* [TASK GOAL]
For each line that holds "screenshot", copy the line out.

* [SUPPLIED RECORDS]
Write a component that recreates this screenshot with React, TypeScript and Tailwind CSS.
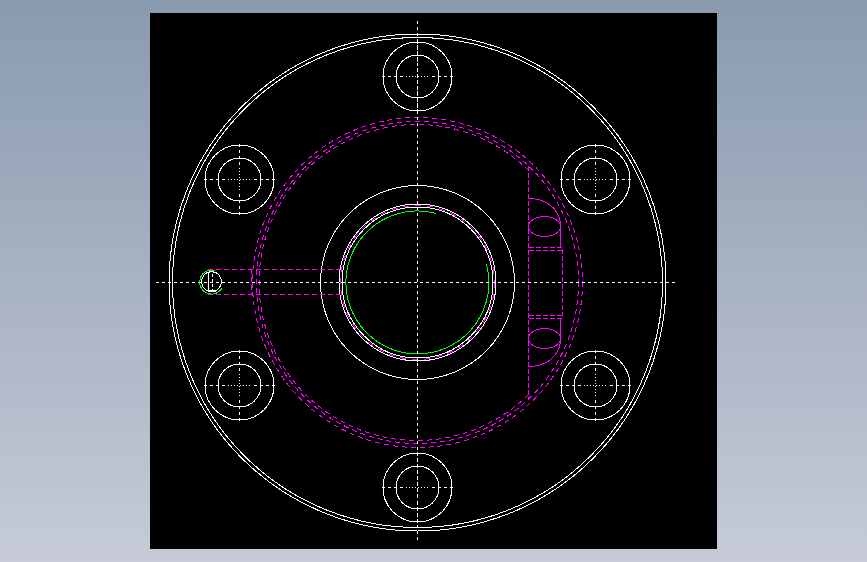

--

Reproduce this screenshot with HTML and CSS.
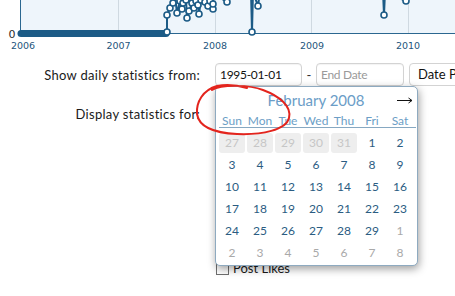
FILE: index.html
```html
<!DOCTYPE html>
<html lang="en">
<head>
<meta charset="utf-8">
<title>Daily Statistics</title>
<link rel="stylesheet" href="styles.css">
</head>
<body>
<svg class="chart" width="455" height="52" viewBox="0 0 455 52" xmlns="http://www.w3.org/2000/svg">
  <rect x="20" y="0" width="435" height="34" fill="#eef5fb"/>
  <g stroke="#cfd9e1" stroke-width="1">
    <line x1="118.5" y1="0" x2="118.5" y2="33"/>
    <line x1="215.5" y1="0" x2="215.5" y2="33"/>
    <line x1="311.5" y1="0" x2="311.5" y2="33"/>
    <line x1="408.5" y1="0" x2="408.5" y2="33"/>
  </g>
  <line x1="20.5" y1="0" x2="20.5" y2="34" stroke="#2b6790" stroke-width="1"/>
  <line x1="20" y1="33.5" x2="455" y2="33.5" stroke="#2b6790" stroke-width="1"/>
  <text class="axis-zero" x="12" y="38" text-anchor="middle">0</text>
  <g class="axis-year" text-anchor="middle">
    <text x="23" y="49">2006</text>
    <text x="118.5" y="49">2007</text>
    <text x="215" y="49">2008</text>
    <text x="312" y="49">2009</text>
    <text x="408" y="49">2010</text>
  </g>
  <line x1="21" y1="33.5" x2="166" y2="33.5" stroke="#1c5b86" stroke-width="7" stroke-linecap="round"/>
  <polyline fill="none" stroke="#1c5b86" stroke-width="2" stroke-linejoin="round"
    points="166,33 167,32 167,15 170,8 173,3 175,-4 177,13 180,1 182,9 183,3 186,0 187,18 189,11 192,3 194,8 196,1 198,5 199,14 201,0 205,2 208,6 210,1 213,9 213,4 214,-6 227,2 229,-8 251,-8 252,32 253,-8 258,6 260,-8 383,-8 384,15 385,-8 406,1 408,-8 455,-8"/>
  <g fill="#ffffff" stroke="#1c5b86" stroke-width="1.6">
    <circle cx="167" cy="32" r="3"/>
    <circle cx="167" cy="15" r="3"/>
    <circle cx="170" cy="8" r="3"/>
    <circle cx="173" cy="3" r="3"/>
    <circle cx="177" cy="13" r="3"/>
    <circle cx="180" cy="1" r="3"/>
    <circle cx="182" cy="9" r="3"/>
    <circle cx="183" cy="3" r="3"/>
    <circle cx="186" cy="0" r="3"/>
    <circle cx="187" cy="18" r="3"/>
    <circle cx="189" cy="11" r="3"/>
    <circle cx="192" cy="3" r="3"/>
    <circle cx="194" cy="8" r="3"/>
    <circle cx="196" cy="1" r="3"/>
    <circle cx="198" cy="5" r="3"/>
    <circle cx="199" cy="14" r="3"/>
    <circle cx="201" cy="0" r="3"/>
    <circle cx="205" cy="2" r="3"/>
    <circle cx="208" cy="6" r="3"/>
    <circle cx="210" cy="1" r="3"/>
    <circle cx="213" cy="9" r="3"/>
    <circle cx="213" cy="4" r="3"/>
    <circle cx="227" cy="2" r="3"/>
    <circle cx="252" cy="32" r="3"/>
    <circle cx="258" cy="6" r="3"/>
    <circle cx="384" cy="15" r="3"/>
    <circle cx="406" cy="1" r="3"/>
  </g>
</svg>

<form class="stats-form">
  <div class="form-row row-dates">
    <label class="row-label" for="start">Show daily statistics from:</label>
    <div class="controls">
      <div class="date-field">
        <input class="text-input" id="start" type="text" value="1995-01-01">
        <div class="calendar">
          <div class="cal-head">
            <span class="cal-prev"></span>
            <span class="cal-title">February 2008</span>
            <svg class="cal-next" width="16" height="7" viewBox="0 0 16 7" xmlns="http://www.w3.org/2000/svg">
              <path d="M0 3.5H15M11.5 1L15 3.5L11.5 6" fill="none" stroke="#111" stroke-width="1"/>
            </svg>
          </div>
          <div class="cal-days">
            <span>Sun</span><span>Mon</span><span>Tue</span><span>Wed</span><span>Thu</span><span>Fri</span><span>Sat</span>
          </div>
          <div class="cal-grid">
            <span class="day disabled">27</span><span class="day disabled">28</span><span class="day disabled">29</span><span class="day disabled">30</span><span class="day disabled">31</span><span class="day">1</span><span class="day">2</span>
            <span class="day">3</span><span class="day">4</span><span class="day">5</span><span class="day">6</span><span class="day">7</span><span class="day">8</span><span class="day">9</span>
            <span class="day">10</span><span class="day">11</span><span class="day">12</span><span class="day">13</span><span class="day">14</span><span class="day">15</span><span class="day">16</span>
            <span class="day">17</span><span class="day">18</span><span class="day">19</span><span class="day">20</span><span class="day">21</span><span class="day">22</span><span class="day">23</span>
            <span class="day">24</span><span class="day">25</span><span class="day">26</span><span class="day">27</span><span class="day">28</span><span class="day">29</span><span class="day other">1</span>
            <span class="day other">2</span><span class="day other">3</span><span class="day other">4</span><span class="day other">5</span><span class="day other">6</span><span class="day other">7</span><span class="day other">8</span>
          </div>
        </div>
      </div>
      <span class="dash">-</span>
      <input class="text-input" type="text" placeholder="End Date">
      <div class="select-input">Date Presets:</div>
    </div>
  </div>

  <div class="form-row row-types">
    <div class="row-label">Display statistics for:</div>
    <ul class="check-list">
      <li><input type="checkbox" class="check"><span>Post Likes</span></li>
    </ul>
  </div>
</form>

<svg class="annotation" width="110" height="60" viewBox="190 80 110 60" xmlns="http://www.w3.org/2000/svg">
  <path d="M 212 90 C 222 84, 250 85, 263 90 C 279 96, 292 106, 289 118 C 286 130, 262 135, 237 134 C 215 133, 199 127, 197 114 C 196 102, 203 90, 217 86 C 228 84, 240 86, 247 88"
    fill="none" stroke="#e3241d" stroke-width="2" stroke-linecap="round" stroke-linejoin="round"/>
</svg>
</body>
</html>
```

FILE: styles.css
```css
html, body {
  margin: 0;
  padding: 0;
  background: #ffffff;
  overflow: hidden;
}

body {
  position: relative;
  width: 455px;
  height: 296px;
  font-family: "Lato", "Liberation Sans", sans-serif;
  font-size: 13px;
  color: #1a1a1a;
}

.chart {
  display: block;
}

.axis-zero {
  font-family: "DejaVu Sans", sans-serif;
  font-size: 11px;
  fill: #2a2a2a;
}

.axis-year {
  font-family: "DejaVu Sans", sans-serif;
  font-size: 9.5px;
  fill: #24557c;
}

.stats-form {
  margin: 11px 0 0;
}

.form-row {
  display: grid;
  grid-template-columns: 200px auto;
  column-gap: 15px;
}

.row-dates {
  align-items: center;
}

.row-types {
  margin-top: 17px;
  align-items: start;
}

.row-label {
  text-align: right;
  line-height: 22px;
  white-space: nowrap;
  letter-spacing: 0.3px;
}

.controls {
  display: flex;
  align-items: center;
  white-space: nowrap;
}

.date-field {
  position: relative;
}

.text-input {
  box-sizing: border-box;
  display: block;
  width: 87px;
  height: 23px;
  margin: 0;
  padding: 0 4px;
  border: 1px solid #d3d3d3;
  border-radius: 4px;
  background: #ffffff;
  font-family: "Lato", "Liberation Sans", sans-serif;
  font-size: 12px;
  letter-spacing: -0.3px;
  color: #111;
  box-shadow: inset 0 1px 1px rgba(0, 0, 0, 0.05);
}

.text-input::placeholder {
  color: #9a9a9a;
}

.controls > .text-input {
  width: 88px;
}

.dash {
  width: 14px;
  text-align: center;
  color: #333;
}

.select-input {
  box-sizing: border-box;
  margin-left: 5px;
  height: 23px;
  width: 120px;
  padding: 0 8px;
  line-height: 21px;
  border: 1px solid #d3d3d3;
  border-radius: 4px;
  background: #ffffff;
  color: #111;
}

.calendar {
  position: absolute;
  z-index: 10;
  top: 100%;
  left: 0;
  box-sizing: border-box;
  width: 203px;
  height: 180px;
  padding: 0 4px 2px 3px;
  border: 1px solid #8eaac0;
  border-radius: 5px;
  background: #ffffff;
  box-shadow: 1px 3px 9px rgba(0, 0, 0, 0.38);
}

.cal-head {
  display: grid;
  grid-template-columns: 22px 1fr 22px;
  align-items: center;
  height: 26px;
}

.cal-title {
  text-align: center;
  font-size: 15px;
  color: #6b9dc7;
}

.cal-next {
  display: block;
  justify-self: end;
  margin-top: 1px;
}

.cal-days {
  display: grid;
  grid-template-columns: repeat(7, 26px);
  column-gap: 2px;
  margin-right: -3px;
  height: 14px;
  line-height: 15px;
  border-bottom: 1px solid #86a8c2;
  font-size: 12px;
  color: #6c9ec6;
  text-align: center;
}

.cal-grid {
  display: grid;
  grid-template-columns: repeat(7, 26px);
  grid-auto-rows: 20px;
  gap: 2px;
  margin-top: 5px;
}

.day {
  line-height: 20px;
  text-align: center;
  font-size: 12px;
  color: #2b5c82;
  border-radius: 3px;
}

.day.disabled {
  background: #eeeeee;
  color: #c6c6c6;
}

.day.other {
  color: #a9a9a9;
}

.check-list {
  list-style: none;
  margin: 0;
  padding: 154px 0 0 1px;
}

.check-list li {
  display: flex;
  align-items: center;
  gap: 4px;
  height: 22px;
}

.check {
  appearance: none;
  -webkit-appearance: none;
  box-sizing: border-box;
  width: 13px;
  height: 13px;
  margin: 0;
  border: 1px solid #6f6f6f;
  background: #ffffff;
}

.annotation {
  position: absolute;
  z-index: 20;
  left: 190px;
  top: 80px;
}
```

==

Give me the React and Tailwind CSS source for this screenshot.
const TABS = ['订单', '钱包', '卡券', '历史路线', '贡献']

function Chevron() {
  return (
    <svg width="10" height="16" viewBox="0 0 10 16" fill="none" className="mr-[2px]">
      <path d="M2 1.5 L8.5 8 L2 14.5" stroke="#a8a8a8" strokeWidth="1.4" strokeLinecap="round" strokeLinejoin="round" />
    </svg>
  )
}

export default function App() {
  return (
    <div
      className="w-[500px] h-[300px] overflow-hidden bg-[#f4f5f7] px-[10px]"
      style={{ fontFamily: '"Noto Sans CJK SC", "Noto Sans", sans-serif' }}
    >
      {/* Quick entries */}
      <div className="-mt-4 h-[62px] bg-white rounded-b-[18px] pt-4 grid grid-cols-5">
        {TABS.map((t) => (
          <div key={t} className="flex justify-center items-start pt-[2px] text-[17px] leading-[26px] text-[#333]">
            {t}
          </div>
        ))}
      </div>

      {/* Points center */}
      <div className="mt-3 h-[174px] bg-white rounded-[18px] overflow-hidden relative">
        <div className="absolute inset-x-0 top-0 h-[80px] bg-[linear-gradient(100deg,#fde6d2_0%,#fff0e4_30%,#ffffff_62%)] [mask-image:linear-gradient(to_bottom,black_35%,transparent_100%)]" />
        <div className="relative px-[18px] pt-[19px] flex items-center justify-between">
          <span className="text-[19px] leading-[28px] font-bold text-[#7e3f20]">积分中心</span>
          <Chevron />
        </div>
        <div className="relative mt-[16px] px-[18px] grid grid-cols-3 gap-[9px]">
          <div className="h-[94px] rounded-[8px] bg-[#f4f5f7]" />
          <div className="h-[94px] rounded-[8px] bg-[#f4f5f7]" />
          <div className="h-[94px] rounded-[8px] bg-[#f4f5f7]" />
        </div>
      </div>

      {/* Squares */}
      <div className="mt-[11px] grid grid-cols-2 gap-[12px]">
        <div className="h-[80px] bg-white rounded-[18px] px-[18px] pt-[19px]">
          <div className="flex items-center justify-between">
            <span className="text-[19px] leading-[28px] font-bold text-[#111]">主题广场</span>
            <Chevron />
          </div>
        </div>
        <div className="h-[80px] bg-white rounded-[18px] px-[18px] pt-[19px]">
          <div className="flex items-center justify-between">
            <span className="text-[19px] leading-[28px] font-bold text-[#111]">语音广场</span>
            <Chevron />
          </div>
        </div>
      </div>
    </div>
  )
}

* [EXERCISE RESPONSE]
Write a component that recreates this screenshot with React, TypeScript and Tailwind CSS.
Reproduce this screenshot with HTML and CSS.
Give me the React and Tailwind CSS source for this screenshot.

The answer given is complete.